Give the number of lines in the data that hold the word "React", and nothing else.

**Data extract:**
[start]

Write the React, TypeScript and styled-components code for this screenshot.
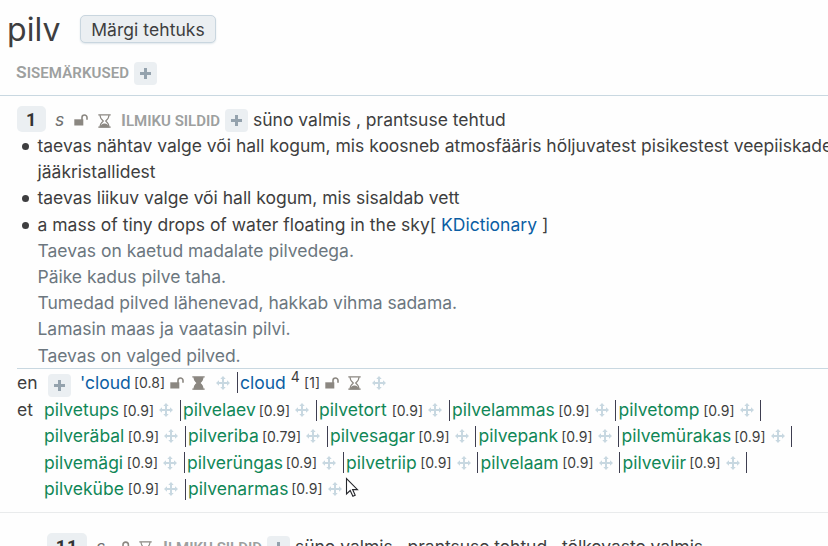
import React from 'react';
import styled, { createGlobalStyle } from 'styled-components';

const Global = createGlobalStyle`
  * { box-sizing: border-box; }
  body { margin: 0; background: #fefefe; overflow: hidden; }
`;

const Page = styled.main`
  position: relative;
  width: 828px;
  height: 546px;
  overflow: hidden;
  background: #fefefe;
  color: #3e3e40;
  font: 400 17.5px/26.25px Inter, Roboto, sans-serif;
  white-space: nowrap;
`;

const Header = styled.header`
  display: flex;
  align-items: flex-start;
  height: 61px;
  padding-left: 7px;
`;

const Title = styled.h1`
  width: 73px;
  margin: 0;
  padding-top: 10px;
  font-size: 32px;
  font-weight: 400;
  line-height: 40px;
  letter-spacing: 0.1px;
`;

const DoneButton = styled.button`
  width: 136px;
  height: 28px;
  margin-top: 15px;
  padding: 1px 0 0;
  border: 1px solid #c9d6df;
  border-radius: 5px;
  background: #ebeff2;
  box-shadow: 0 1px 2px #dfe6eb;
  color: #3e3e40;
  font: 400 17.5px/25px Inter, sans-serif;
  letter-spacing: 0.05px;
`;

const NotesRow = styled.section`
  display: flex;
  height: 35px;
  padding-left: 16px;
  border-bottom: 1px solid #c9d8e1;
`;

const SmallCaps = styled.span<{ $w: number; $ls?: number }>`
  display: block;
  width: ${p => p.$w}px;
  color: #9da09f;
  font: 600 15px/23px Roboto, sans-serif;
  letter-spacing: ${p => p.$ls ?? 0}px;
  &::first-letter { font-size: 17.4px; }
`;

const AddButton = styled.button`
  display: flex;
  align-items: center;
  justify-content: center;
  flex: none;
  width: 23px;
  height: 23px;
  margin-top: 1px;
  padding: 0;
  border: 0;
  border-radius: 4px;
  background: #ebeff2;
`;

const Meaning = styled.div<{ $x: number; $top: number }>`
  display: flex;
  align-items: flex-start;
  height: ${p => 26 + p.$top}px;
  padding: ${p => p.$top}px 0 0 ${p => p.$x}px;
`;

const NumberBadge = styled.b<{ $w: number }>`
  width: ${p => p.$w}px;
  height: 26px;
  border-radius: 5px;
  background: #ebeff2;
  color: #333;
  font: 700 18px/27px Roboto, sans-serif;
  letter-spacing: 0.8px;
  text-align: center;
`;

const State = styled.i<{ $w: number }>`
  width: ${p => p.$w}px;
  padding-left: 9px;
  color: #6f7070;
  font: italic 400 17.5px/28px Inter, sans-serif;
`;

const IconSlot = styled.span<{ $w: number; $top?: number }>`
  display: flex;
  flex: none;
  width: ${p => p.$w}px;
  padding-top: ${p => p.$top ?? 0}px;
`;

const TagCaps = styled.div`
  padding-top: 3px;
`;

const TagAdd = styled.div<{ $mr: number }>`
  padding-top: 2px;
  margin-right: ${p => p.$mr}px;
`;

const Run = styled.span<{ $ls: number }>`
  padding-top: 1px;
  letter-spacing: ${p => p.$ls}px;
`;

const Definitions = styled.ul`
  margin: 0;
  padding: 1px 0 0 37.5px;
  height: 236px;
  list-style: none;
`;

const Definition = styled.li<{ $ls: number }>`
  position: relative;
  height: 26.2px;
  letter-spacing: ${p => p.$ls}px;
`;

const Dot = styled.span`
  position: absolute;
  left: -15.5px;
  top: 10px;
  width: 7px;
  height: 7px;
  border-radius: 50%;
  background: #3e3e40;
`;

const Source = styled.a`
  color: #0b5ea4;
`;

const Example = styled(Definition)`
  color: #6c777f;
`;

const Relations = styled.section`
  height: 144px;
  margin-left: 17px;
  border-top: 1px solid #c9d8e1;
`;

const RelationRow = styled.div`
  display: flex;
  height: 27px;
  line-height: 28px;
`;

const Language = styled.span`
  width: 27px;
  flex: none;
`;

const WordRows = styled.div`
  padding-top: 1px;
  line-height: 26.3px;
`;

const WordRow = styled.div`
  display: flex;
  height: 26.3px;
`;

const Item = styled.div<{ $w: number }>`
  display: flex;
  align-items: center;
  flex: none;
  width: ${p => p.$w}px;
`;

const Word = styled.a<{ $blue?: boolean; $ls?: number }>`
  flex: 1;
  width: 0;
  color: ${p => (p.$blue ? '#0b5ea4' : '#108757')};
  letter-spacing: ${p => p.$ls ?? 0}px;
`;

const Score = styled.span`
  padding-top: 1px;
  font-size: 14px;
  margin-right: 5px;
`;

const Bar = styled.span`
  flex: none;
  width: 1px;
  height: 21px;
  margin: 0 2.5px 0 6.5px;
  background: #3e3e50;
`;

const Sup = styled.sup`
  position: relative;
  top: -7px;
  color: #3e3e40;
  font-size: 14px;
  line-height: 0;
  vertical-align: baseline;
`;

const Divider = styled.hr`
  height: 1px;
  margin: 0;
  border: 0;
  background: #e9ebec;
`;

const Pointer = styled.svg`
  position: absolute;
  left: 345px;
  top: 477px;
`;

const Plus = () => (
  <svg width="11" height="11" viewBox="0 0 11 11"><path d="M5.5 0v11M0 5.5h11" stroke="#94a2ad" strokeWidth="3" /></svg>
);

const Unlock = () => (
  <svg width="14" height="12" viewBox="0 0 14 12">
    <path d="M0.3 5.300H9.300v6.200H.3Z" fill="#8b8781" />
    <path d="M8 6V3.500a2.500 2.500 0 0 1 5 0V5.800" fill="none" stroke="#8b8781" strokeWidth="1.600" />
  </svg>
);

const Hourglass = ({ full = false }: { full?: boolean }) => (
  <svg width="13" height="14" viewBox="0 0 13 14">
    <path d="M.3.9h12.4M.3 13.1h12.4" stroke="#8b8781" strokeWidth="1.4" />
    <path d="M2 1c0 3.2 1.5 4.6 3.3 6C3.5 8.400 2 9.800 2 13h9c0-3.200-1.500-4.600-3.300-6C9.500 5.600 11 4.200 11 1" fill={full ? '#8b8781' : 'none'} stroke="#8b8781" strokeWidth="1.100" />
    <path d="M2.500 13c.2-2 1.500-3.500 4-3.500s3.800 1.500 4 3.500Z" fill="#8b8781" />
  </svg>
);

const Move = () => (
  <svg width="14" height="14" viewBox="0 0 14 14">
    <path d="M7 2v10M2 7h10" stroke="#c8d8e1" strokeWidth="2" />
    <path d="M7 0 9.700 3H4.300ZM7 14 4.300 11h5.400ZM0 7l3-2.700v5.400ZM14 7l-3 2.700V4.300Z" fill="#c8d8e1" />
  </svg>
);

type Entry = { word: string; score: string; width: number; last?: boolean };

const rows: Entry[][] = [
  [
    { word: 'pilvetups', score: '0.9', width: 139 },
    { word: 'pilvelaev', score: '0.9', width: 136 },
    { word: 'pilvetort', score: '0.9', width: 133 },
    { word: 'pilvelammas', score: '0.9', width: 166.5 },
    { word: 'pilvetomp', score: '0.9', width: 145 },
  ],
  [
    { word: 'pilveräbal', score: '0.9', width: 144 },
    { word: 'pilveriba', score: '0.79', width: 142 },
    { word: 'pilvesagar', score: '0.9', width: 148.5 },
    { word: 'pilvepank', score: '0.9', width: 143 },
    { word: 'pilvemürakas', score: '0.9', width: 173 },
  ],
  [
    { word: 'pilvemägi', score: '0.9', width: 143 },
    { word: 'pilverüngas', score: '0.9', width: 159 },
    { word: 'pilvetriip', score: '0.9', width: 134.5 },
    { word: 'pilvelaam', score: '0.9', width: 142 },
    { word: 'pilveviir', score: '0.9', width: 127 },
  ],
  [
    { word: 'pilvekübe', score: '0.9', width: 144 },
    { word: 'pilvenarmas', score: '0.9', width: 153.5, last: true },
  ],
];

export default function App() {
  return (
    <Page>
      <Global />
      <Header>
        <Title>pilv</Title>
        <DoneButton>Märgi tehtuks</DoneButton>
      </Header>
      <NotesRow>
        <SmallCaps $w={118} $ls={0.08}>SISEMÄRKUSED</SmallCaps>
        <AddButton><Plus /></AddButton>
      </NotesRow>

      <Meaning $x={17} $top={10}>
        <NumberBadge $w={29}>1</NumberBadge>
        <State $w={28}>s</State>
        <IconSlot $w={24} $top={8}><Unlock /></IconSlot>
        <IconSlot $w={23} $top={8}><Hourglass /></IconSlot>
        <TagCaps><SmallCaps $w={104}>ILMIKU SILDID</SmallCaps></TagCaps>
        <TagAdd $mr={5}><AddButton><Plus /></AddButton></TagAdd>
        <Run $ls={0}>süno valmis , prantsuse tehtud</Run>
      </Meaning>

      <Definitions>
        <Definition $ls={-0.01}><Dot />taevas nähtav valge või hall kogum, mis koosneb atmosfääris hõljuvatest pisikestest veepiiskadest või</Definition>
        <Definition $ls={0}>jääkristallidest</Definition>
        <Definition $ls={-0.01}><Dot />taevas liikuv valge või hall kogum, mis sisaldab vett</Definition>
        <Definition $ls={0}><Dot />a mass of tiny drops of water floating in the sky[ <Source>KDictionary</Source> ]</Definition>
        <Example $ls={0}>Taevas on kaetud madalate pilvedega.</Example>
        <Example $ls={-0.02}>Päike kadus pilve taha.</Example>
        <Example $ls={-0.03}>Tumedad pilved lähenevad, hakkab vihma sadama.</Example>
        <Example $ls={-0.03}>Lamasin maas ja vaatasin pilvi.</Example>
        <Example $ls={-0.05}>Taevas on valged pilved.</Example>
      </Definitions>

      <Relations>
        <RelationRow>
          <IconSlot $w={31}>en</IconSlot>
          <IconSlot $w={32} $top={4}><AddButton><Plus /></AddButton></IconSlot>
          <Item $w={160}>
            <Word $blue>'cloud</Word>
            <Score>[0.8]</Score>
            <IconSlot $w={22}><Unlock /></IconSlot>
            <IconSlot $w={24}><Hourglass full /></IconSlot>
            <Move />
            <Bar />
          </Item>
          <Item $w={146}>
            <Word $blue>cloud <Sup>4</Sup></Word>
            <Score>[1]</Score>
            <IconSlot $w={23}><Unlock /></IconSlot>
            <IconSlot $w={24}><Hourglass /></IconSlot>
            <Move />
          </Item>
        </RelationRow>
        <RelationRow>
          <Language>et</Language>
          <WordRows>
            {rows.map((row, i) => (
              <WordRow key={i}>
                {row.map(e => (
                  <Item key={e.word} $w={e.width}>
                    <Word>{e.word}</Word>
                    <Score>[{e.score}]</Score>
                    <Move />
                    {!e.last && <Bar />}
                  </Item>
                ))}
              </WordRow>
            ))}
          </WordRows>
        </RelationRow>
      </Relations>
      <Divider />

      <Meaning $x={47} $top={20}>
        <NumberBadge $w={40}>11</NumberBadge>
        <State $w={34}>s</State>
        <IconSlot $w={18} $top={8}>
          <svg width="10" height="14" viewBox="0 0 10 14">
            <path d="M2 7V3.800a2.700 2.700 0 0 1 5.400 0V7" fill="none" stroke="#8b8781" strokeWidth="1.600" />
            <path d="M0 6h9.400v6H0Z" fill="#8b8781" />
          </svg>
        </IconSlot>
        <IconSlot $w={24} $top={8}><Hourglass /></IconSlot>
        <TagCaps><SmallCaps $w={104}>ILMIKU SILDID</SmallCaps></TagCaps>
        <TagAdd $mr={5}><AddButton><Plus /></AddButton></TagAdd>
        <Run $ls={-0.02}>süno valmis , prantsuse tehtud , tõlkevaste valmis</Run>
      </Meaning>

      <Pointer width="14" height="21" viewBox="0 0 14 21">
        <path d="M1.500 1.500v15.500l3.700-3.500 2.700 5.800 2.300-1-2.600-5.700h4.900Z" fill="#fff" stroke="#26272c" strokeWidth="1.100" />
      </Pointer>
    </Page>
  );
}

[end]

**Worked solution:** 2